I started collecting crystals in August of 2014. I have a collection of amethyst, multiple types of quartz, charoite, jasper, turquoise and so on. But my favorite of all time is rose quartz. I have a teeny collection of rose quartz that includes a few small, quarter-size gems, a raw cut quartz, and a polished orb of quartz that fits perfectly in the palm of my hand. The first time I saw it, I was at a spiritual shop in my hometown of Encinitas, California. It was a tiny little guy but caught my attention immediately. The color, like a pale rose petal, was encapsulating. Behind the stone was a little card that explained what the stone represented. Rose quartz is the stone of unconditional love. It’s the crystal of the heart, of peace, and feminine energy. I felt an instant connection to it and immediately made my purchase.

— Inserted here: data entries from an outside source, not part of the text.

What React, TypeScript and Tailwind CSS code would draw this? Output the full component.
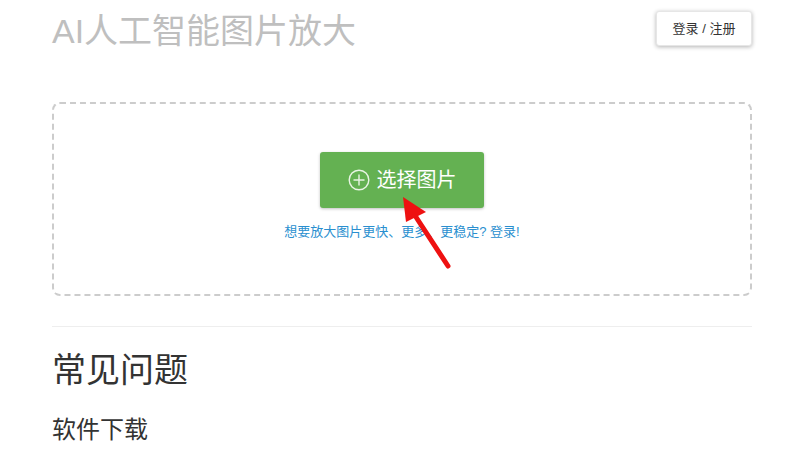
import React from "react";

export default function App() {
  const cjk = { fontFamily: '"Liberation Sans", "Noto Sans CJK SC", sans-serif' };
  return (
    <div className="w-[801px] h-[451px] bg-white overflow-hidden relative" style={cjk}>
      <div className="w-[700px] ml-[52px]">
        <div className="flex items-start justify-between pt-[11px]">
          <h1 className="text-[34px] leading-[42px] text-[#bfbfbf] mt-[-1px]">AI人工智能图片放大</h1>
          <button className="w-[96px] h-[35px] bg-white rounded-[3px] shadow-[0_1px_4px_rgba(0,0,0,0.3)] text-[13px] text-[#333] border border-[#e6e6e6]">
            登录 / 注册
          </button>
        </div>
        <div className="mt-[50px] h-[194px] border-2 border-dashed border-[#cccccc] rounded-[8px] flex flex-col items-center">
          <button className="mt-[48px] w-[164px] h-[56px] bg-[#64b152] rounded-[3px] shadow-[0_1px_3px_rgba(0,0,0,0.25)] flex items-center justify-center gap-[7px] text-white text-[20px]">
            <svg width="22" height="22" viewBox="0 0 22 22" fill="none" stroke="#e8f4e4" strokeWidth="1.4">
              <circle cx="11" cy="11" r="9.8" />
              <path d="M11 5.5v11M5.5 11h11" />
            </svg>
            <span>选择图片</span>
          </button>
          <div className="mt-[15px] text-[13px] text-[#2a8fcf] leading-[17px]">
            想要放大图片更快、更多、更稳定? 登录!
          </div>
        </div>
        <div className="mt-[30px] h-px bg-[#eeeeee]" />
        <h2 className="mt-[21px] text-[34px] leading-[44px] text-[#333]">常见问题</h2>
        <h3 className="mt-[22px] text-[24px] leading-[32px] text-[#333]">软件下载</h3>
      </div>
      <svg className="absolute left-0 top-0 pointer-events-none" width="801" height="451">
        <line x1="448" y1="266" x2="414" y2="214" stroke="#ee1111" strokeWidth="5" strokeLinecap="round" />
        <polygon points="403,197 426,212 406,222" fill="#ee1111" />
      </svg>
    </div>
  );
}
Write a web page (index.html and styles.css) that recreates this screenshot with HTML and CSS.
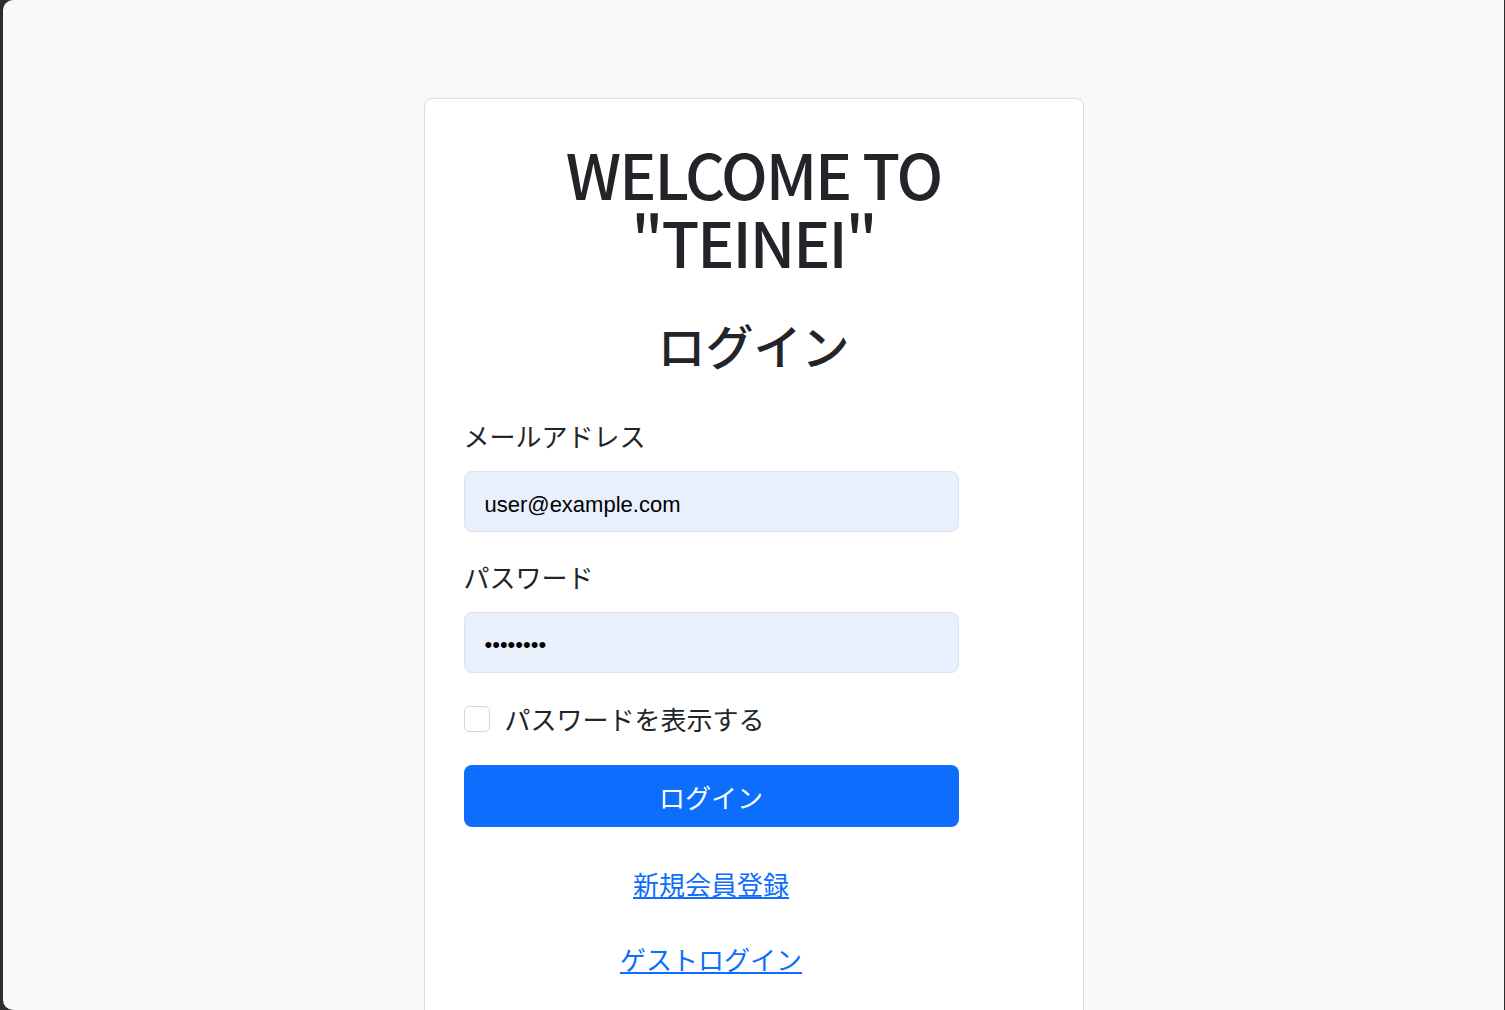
FILE: index.html
```html
<!DOCTYPE html>
<html lang="ja">
<head>
<meta charset="utf-8">
<title>TEINEI ログイン</title>
<link rel="stylesheet" href="styles.css">
</head>
<body>
<div class="window">
  <main class="card">
    <h1 class="title"><span class="title-line">WELCOME TO</span><span class="title-line">"TEINEI"</span></h1>
    <h2 class="subtitle">ログイン</h2>
    <form class="form">
      <label class="label" for="email">メールアドレス</label>
      <input class="input" id="email" type="email" value="user@example.com">
      <label class="label" for="password">パスワード</label>
      <input class="input input-pass" id="password" type="password" value="password">
      <div class="check-row">
        <span class="checkbox"></span>
        <span class="check-label">パスワードを表示する</span>
      </div>
      <button class="btn" type="button">ログイン</button>
      <div class="links">
        <a class="link" href="#">新規会員登録</a>
        <a class="link" href="#">ゲストログイン</a>
      </div>
    </form>
  </main>
</div>
</body>
</html>
```

FILE: styles.css
```css
html {
  background: #2e2e2e;
}
body {
  margin: 0;
  font-family: "Noto Sans CJK JP", "Noto Sans", sans-serif;
  color: #212529;
}
.window {
  margin-left: 3px;
  width: 1501px;
  height: 1010px;
  background: #f8f9fa;
  border-radius: 10px 0 0 10px;
  overflow: hidden;
  display: flex;
  justify-content: center;
  align-items: flex-start;
}
.card {
  margin-top: 98px;
  width: 580px;
  height: 1000px;
  padding: 40px 39px;
  background: #fff;
  border: 1px solid #dcdee0;
  border-radius: 8px;
}
.title {
  margin: 0;
  text-align: center;
  font-size: 62px;
  font-weight: 500;
  line-height: 68px;
  letter-spacing: -2px;
}
.title-line {
  display: block;
  height: 68px;
}
.subtitle {
  margin: 40px 0 0;
  text-align: center;
  font-size: 48px;
  font-weight: 500;
  line-height: 58px;
}
.form {
  width: 495px;
  display: flex;
  flex-direction: column;
}
.label {
  margin-top: 45px;
  font-size: 26px;
  line-height: 36px;
}
.label + .input {
  margin-top: 17px;
}
.label ~ .label {
  margin-top: 27px;
}
.input {
  box-sizing: border-box;
  height: 61px;
  width: 495px;
  padding: 6px 20px 0;
  border: 1px solid #dee2e6;
  border-radius: 8px;
  background: #e8f0fe;
  font-family: "Liberation Sans", Arial, sans-serif;
  font-size: 22px;
  color: #000;
  outline: none;
}
.input-pass {
  padding-top: 4px;
}
.check-row {
  margin-top: 28px;
  display: flex;
  align-items: center;
  gap: 15px;
}
.checkbox {
  box-sizing: border-box;
  width: 26px;
  height: 26px;
  border: 1px solid #d4d6d9;
  border-radius: 5px;
  background: #fff;
}
.check-label {
  font-size: 26px;
  line-height: 36px;
}
.btn {
  margin-top: 28px;
  height: 62px;
  border: none;
  border-radius: 8px;
  background: #0d6efd;
  color: #fff;
  font-family: "Noto Sans CJK JP", sans-serif;
  font-size: 26px;
}
.links {
  margin-top: 39px;
  display: flex;
  flex-direction: column;
  align-items: center;
  gap: 39px;
}
.link {
  color: #0d6efd;
  font-size: 26px;
  line-height: 36px;
  text-decoration: underline;
}
```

I kept it next to my bed and kept an eye out for others of it’s kind. Throughout the months I only found two others that I truly liked. I can be very picky with my stones and if it doesn’t feel right, I figure I can go without.
Fast forward to a flee market in the center of Carlsbad, California. I have been spending the day with some friends who were in town from Brussels. We got lost in the labyrinth of stalls, selling everything from pretzels to neck massagers and mala beads. But what do we stumble across but an old Thai man selling crystals? I looked around just for the fun of it but I hadn’t brought any money with me. My friend turns to me, with a big pink stone in her hand. “I’d like to buy this for you.” At first, I declined politely. She insisted again, saying that she would like to get me a gift. I couldn’t resist at that point. How weird was it that she would pick my favorite stone out of at least fifty other types? I went home with a smile on my face and slept with that stone under my pillow for at least four months straight. I held it in my hand during class, kept it in my pocket when I went about my day, or just left it in my bag.
I always felt it’s presence. I always knew that it was with me and I felt like I was becoming a happier person. It reminded me to treat people with love and kindness. I felt peaceful when it was with me. I trusted in the power of the stone. But even if all of this was made up by some wiseass a hundred years ago, it still is real to me. Even if it really is all just a bunch of bologna, I feel it in my soul. My stones, however small they are, make me feel better. By treating the stone as if it truly is powerful, I have made it powerful for myself.